The convertible notes are convertible into cash, or a combination of cash and common stock at the company’s election, based on an initial conversion rate of 40.8513 shares of the company’s common stock per $1,000 in principal amount of the convertible notes (equivalent to an initial conversion price of approximately $24.48 per share) only under any of the following circumstances:  (1) if, prior to January 13, 2027, the closing sale price of the common stock of Orbital for at least 20 trading days (whether or not consecutive) in the period of 30 consecutive trading days ending on the last trading day of the preceding calendar quarter is greater than 130% of the conversion price per common share in effect on the applicable trading day; (2) if, prior to January 13, 2027, during the 5 consecutive trading-day period following any 5 consecutive trading-day period in which the trading price of the convertible notes was less than 98% of the product of the closing sale price of the company’s common stock multiplied by the applicable conversion rate; (3) if the convertible notes have been called for redemption, at any time prior to the close of business on the third business day prior to the redemption date; (4) if the company elects to distribute to all holders of Orbital common stock certain rights entitling them to purchase, for a period expiring within 60 days, the company’s common stock at less than the average of the closing sale prices of Orbital common stock for the 10 consecutive trading days immediately preceding the declaration date of such distribution; (5) if the company elects to distribute to all holders of Orbital common stock, assets, debt securities or certain rights to purchase securities of the company, which distribution has a per share value exceeding 10% of the closing sale price of Orbital common stock on the trading day immediately preceding the declaration date of such distribution; or (6) during a specified period, if a ‘‘fundamental change’’ (as such term is defined in the indenture governing the convertible notes) occurs.  The conversion rate is subject to adjustments in certain circumstances set forth in the indenture governing the convertible notes.

Upon conversion of the convertible notes, the company will deliver in respect of each $1,000 principal amount of notes tendered for conversion (1) an amount in cash (“principal return”) equal to the lesser of (a) the principal amount of the converted notes and (b) the conversion value (such value equal to the conversion rate multiplied by the average price of the company’s common shares over a 10 consecutive-day trading period) and (2) if the conversion value is greater than the principal return, an amount in cash or common stock, or a combination thereof (at the company’s option) with a value equal to the difference between the conversion value and the principal return.

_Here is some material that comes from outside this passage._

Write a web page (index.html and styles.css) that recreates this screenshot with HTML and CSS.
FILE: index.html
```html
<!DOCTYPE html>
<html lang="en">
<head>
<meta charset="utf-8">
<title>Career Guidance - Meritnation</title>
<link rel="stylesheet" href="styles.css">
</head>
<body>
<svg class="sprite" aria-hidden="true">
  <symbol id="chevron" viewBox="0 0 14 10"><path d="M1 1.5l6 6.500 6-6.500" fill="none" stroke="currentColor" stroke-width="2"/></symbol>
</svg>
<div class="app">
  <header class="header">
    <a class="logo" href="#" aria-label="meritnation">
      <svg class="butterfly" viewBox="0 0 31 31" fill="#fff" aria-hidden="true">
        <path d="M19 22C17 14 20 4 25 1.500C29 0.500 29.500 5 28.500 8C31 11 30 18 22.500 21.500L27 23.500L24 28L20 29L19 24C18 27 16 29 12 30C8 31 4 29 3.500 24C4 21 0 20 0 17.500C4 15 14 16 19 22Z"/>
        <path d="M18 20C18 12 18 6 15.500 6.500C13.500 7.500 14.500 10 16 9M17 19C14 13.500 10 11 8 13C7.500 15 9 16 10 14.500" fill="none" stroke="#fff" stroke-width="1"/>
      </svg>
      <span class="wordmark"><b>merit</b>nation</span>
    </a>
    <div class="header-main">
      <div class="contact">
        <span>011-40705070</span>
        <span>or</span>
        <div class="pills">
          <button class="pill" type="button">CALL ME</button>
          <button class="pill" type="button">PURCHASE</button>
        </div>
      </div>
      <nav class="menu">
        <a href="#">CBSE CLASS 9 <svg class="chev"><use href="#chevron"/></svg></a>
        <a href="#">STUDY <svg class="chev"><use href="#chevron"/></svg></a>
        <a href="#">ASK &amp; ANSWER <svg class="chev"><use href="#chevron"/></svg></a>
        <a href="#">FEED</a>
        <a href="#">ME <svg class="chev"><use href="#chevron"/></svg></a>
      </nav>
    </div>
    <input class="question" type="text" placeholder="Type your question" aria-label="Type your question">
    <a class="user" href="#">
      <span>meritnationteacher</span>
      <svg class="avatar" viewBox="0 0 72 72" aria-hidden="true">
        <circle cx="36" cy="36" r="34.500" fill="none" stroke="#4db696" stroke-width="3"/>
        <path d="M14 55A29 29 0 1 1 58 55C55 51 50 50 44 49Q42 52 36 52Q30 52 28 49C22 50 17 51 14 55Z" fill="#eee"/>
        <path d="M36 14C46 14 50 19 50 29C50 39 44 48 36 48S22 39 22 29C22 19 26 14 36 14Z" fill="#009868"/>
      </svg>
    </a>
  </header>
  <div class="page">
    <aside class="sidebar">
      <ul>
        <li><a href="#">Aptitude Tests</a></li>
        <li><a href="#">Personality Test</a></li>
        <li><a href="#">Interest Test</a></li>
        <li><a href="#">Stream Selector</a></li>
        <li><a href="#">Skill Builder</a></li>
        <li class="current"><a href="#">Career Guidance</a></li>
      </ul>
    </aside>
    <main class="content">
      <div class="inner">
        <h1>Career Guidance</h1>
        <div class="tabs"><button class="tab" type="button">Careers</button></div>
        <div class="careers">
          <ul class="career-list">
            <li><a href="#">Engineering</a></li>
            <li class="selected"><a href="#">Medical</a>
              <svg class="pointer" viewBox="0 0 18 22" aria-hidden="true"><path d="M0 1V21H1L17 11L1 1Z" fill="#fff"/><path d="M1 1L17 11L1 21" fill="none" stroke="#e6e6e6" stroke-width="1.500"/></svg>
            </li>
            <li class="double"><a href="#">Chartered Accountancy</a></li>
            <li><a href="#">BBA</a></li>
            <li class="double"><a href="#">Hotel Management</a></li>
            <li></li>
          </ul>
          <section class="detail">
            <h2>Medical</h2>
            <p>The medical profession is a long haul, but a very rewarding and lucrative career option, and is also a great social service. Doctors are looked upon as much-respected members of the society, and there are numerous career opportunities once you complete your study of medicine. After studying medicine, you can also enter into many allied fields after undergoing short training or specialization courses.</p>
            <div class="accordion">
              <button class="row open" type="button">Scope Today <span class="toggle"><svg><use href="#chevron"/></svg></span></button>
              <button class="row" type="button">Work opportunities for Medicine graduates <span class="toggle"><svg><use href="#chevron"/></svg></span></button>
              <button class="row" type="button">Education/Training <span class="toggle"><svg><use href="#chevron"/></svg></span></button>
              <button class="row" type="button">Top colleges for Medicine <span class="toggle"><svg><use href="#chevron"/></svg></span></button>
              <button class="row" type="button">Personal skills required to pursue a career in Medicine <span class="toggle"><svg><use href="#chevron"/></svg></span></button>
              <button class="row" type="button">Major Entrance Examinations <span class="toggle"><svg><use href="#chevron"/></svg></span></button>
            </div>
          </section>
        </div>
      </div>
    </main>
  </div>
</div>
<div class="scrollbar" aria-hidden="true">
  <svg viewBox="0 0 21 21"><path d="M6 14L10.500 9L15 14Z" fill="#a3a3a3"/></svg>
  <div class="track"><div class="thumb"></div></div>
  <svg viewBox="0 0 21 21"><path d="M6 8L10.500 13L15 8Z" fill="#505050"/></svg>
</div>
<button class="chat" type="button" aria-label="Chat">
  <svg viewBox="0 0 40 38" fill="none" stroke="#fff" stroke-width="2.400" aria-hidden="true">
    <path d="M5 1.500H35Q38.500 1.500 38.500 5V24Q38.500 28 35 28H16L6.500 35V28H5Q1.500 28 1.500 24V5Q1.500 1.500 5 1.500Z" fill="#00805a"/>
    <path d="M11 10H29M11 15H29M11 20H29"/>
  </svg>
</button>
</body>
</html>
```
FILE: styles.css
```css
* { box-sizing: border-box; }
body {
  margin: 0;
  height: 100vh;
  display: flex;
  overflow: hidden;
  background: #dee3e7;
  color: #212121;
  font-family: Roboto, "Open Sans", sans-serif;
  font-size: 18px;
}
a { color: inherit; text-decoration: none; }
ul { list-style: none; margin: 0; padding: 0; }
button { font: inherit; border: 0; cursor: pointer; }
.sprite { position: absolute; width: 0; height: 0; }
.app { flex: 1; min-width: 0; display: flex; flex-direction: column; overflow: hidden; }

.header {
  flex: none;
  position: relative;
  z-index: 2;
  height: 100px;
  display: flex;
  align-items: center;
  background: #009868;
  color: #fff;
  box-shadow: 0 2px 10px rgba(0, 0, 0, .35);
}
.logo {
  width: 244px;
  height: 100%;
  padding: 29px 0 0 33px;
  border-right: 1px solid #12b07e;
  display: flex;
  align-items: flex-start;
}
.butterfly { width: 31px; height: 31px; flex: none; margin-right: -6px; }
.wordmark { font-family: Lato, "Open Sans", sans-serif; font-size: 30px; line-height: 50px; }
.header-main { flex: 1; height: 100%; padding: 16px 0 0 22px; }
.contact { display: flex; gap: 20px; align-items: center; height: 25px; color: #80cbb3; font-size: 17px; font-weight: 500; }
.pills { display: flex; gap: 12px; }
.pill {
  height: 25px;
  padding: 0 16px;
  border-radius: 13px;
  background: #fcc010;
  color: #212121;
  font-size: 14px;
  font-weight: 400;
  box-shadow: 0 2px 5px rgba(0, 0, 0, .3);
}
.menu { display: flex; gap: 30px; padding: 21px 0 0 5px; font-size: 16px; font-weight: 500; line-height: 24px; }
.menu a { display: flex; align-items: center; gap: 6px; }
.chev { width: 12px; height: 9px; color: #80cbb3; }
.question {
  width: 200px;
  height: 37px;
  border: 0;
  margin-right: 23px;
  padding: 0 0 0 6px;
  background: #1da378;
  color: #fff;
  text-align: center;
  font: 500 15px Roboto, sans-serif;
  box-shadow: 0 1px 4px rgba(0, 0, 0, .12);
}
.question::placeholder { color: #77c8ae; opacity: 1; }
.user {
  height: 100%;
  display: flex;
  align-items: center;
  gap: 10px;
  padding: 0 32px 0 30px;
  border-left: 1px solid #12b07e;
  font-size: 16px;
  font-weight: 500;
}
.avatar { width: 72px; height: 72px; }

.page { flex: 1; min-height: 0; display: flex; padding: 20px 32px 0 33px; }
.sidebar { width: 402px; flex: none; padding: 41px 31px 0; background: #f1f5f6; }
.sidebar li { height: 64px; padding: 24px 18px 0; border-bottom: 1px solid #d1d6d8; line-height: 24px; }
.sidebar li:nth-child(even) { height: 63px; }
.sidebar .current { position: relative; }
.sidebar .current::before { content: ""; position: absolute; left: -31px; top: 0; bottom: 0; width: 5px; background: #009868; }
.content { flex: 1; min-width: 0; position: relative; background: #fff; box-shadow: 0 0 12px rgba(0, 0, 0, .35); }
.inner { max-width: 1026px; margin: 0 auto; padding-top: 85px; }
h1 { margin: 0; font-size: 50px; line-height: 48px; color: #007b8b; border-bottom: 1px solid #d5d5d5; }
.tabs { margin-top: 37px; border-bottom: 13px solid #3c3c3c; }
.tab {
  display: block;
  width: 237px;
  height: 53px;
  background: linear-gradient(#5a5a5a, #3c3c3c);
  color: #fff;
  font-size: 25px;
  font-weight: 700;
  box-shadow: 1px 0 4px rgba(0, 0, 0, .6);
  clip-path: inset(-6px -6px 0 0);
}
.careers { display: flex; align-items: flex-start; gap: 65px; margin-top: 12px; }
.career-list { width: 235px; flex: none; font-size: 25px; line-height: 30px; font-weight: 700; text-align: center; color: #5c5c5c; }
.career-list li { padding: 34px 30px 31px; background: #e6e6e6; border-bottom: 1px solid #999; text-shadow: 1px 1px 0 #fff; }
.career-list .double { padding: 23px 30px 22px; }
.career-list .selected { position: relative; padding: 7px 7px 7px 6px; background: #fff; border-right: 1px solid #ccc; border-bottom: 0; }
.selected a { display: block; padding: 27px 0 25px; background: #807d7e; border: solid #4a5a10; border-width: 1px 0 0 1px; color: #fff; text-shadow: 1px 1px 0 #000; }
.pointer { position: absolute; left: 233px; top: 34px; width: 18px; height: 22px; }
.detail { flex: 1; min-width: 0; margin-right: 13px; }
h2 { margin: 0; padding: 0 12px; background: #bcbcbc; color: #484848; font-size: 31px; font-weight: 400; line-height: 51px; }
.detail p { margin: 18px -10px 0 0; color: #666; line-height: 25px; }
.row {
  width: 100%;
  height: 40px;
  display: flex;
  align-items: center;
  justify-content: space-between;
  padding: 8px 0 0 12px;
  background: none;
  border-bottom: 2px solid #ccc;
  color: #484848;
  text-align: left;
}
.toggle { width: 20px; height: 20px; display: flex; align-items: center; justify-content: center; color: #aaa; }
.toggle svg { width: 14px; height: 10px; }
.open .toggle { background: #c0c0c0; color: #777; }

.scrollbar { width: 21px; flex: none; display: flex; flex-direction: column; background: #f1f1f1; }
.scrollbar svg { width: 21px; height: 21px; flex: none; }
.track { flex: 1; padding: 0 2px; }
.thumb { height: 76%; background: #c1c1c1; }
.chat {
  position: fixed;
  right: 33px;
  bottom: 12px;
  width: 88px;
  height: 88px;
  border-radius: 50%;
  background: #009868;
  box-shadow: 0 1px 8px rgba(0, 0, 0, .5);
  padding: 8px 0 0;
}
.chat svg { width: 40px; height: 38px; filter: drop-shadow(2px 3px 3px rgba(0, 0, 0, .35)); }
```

At any time on or after January 21, 2014, the convertible notes are subject to redemption at the option of Orbital, in whole or in part, for cash equal to 100% of the principal amount of the convertible notes, plus unpaid interest, if any, accrued to the redemption date.

Holders of the convertible notes may require the company to repurchase the convertible notes, in whole or in part, on January 15, 2014, January 15, 2017 or January 15, 2022, for cash equal to 100% of the principal amount of the convertible notes plus unpaid interest, if any, accrued to the redemption date.  In addition, holders of the convertible notes may require the company to repurchase the convertible notes, in whole or in part, for cash equal to 100% of the principal amount of the convertible notes, plus unpaid interest, if any, accrued to the redemption date, if a ‘‘fundamental change’’ occurs prior to maturity of the convertible notes.

Credit Facility

In June 2011, the company entered into a five-year $300 million revolving secured credit facility (the “Credit Facility”), which replaced the company’s $100 million revolving credit facility that was established in 2007.  All letters of credit outstanding under the terminated credit facility were transferred to the Credit Facility.  The Credit Facility has a scheduled maturity date of June 7, 2016.  The company’s obligations under the Credit Facility are secured by substantially all of the company’s assets except for real property.

The Credit Facility provides capacity for up to $300 million of revolving loans and permits the company to utilize up to $125 million of such capacity for the issuance of standby letters of credit.  The company has the option to increase the amount of the Credit Facility by up to $150 million to the extent that any one or more lenders, whether or not currently party to the Credit Facility, commits to be a lender for such amount.  Loans under the Credit Facility bear interest at LIBOR plus an applicable margin ranging from 1.75% to 2.50%, with the applicable margin varying according to the company’s total leverage ratio, or, at the election of the company, at a prime base rate plus 0.75% to 1.50%.  Letters of credit issued under the Credit Facility accrue fees at a rate equal to the applicable margin for LIBOR loans.  In addition, the company is required to pay a quarterly commitment fee for the unused portion of the Credit Facility, if any, at a rate ranging from 0.30% to 0.50%.

As of December 31, 2011, there were no borrowings under the Credit Facility, although $17.9 million of letters of credit were issued under the Credit Facility.  Accordingly, as of December 31, 2011, $282.1 million of the Credit Facility was available for borrowings.

Debt Covenants

Orbital’s Credit Facility contains covenants limiting the company’s ability to, among other things, pay cash dividends, incur debt or liens, redeem or repurchase company stock, enter into transactions with affiliates, make investments, merge or consolidate with others or dispose of assets.  In addition, the Credit Facility contains financial covenants with respect to leverage and interest coverage.  As of December 31, 2011, the company was in compliance with all of these covenants.